Por ello para el cristiano la ley moral será el dictamen de la razón práctica, estando la razón iluminada por la fe. Esta luz de la fe (lumen fidei) es fuente de conocimiento para el obrar moral, pero no es una gracia que se nos da como individuos aislados, sino como miembros de la Iglesia y en conexión con ella, ya que la fe tiene claramente carácter eclesial, siendo la Iglesia el lugar donde llegamos a conocer las exigencias morales divinas para con nosotros, tanto objetivamente, en cuanto transmisora de la Revelación, como subjetivamente. Los hombres de los diversos tiempos y culturas podemos llegar al conocimiento ético a través de nuestra razón, aunque en el estado actual de la Humanidad es necesaria la Revelación para que este conocimiento pueda ser universal, cierto y limpio de error.

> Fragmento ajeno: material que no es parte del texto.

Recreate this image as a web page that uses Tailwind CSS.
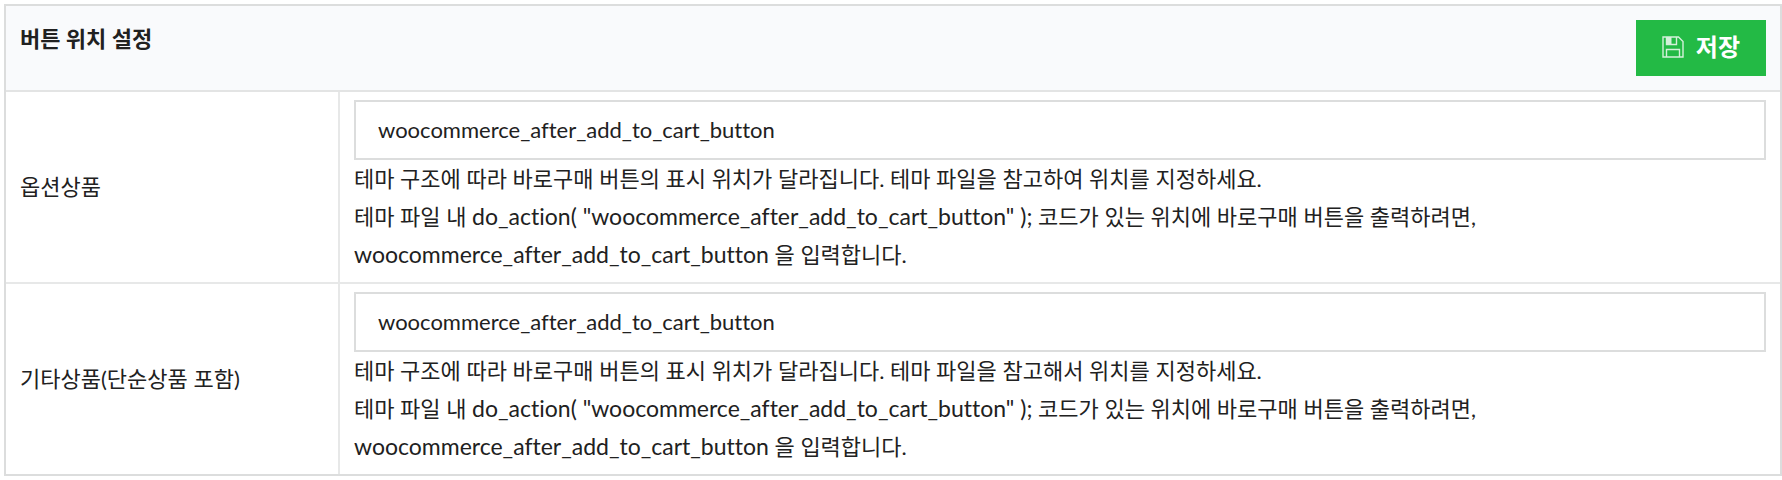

Para ser cristiano se requiere a la vez haber oído la buena noticia del Evangelio y tener una conciencia que juzga posible e incluso obligatoria nuestra respuesta personal. La fe nos dice que no hemos de tener una concepción deísta de Dios, como si Él esperara nuestro actuar moral para premiarnos o castigarnos, sino que mucho más que eso, Dios nos acompaña en nuestro obrar moral, y es que «la libertad del hombre y la ley de Dios se encuentran y están llamadas a compenetrarse entre sí»(VS 41). Por ello tenemos un impulso moral hacia el bien que hace que reconozcamos como primer principio moral: «lo bueno ha de hacerse, lo malo ha de evitarse».
El hombre no es desde luego libre, cuando se deja llevar por la arbitrariedad y el capricho, sino que debe orientarse según normas y actuaciones racionales, formando parte del concepto de responsabilidad advertir la conexión entre causa y efectos. La norma ética no tiene una finalidad en sí misma, sino que es la expresión de unos valores que están al servicio de la persona y de la comunidad, valores hacia los que es necesario que se oriente la intencionalidad moral. Pero estas normas y leyes no deben ser una mera imposición, sino que se debe comprender que la ley moral se basa en la razón y en el modo de ser del hombre, intentando conseguir así la realización personal, cuya tarea final es conseguir la libertad. Ciertamente no necesitamos de Dios para tener mandatos o prohibiciones, pero estamos convencidos que el reconocernos criaturas suyas es el inicio del camino hacia la plena realización de nuestra libertad, que no es otra cosa sino el cumplimiento del plan divino sobre nosotros, es decir que nos realicemos como personas.
En cambio quien sigue el camino de la arbitrariedad y el capricho se contradice a sí mismo y termina alienándose y perdiendo su libertad. Por ello saber jerarquizar los valores es algo simplemente decisivo, debiendo todos en la vida de cada día, si queremos que la convivencia sea posible, respetar algunas normas de justicia, verdad y relación con los demás.
En efecto el hombre realiza su destino y desarrolla su ser en cada uno de sus actos conscientes y libres, con una libertad que no se deja seducir por la anarquía, sino que se basa en la responsabilidad, pues «si existe el derecho de ser respetados en el propio camino de búsqueda de la verdad, existe aún antes la obligación moral, grave para cada uno, de buscar la verdad y de seguirla una vez conocida»(VS 34). Así nos acercamos imperfecta pero progresivamente a nuestro último fin sobrenatural, siendo la ley en este caminar un medio pedagógicamente apto para ayudarnos a realizar nuestro destino personal, aunque es la gracia divina y su aceptación lo realmente decisivo en este nuestro caminar.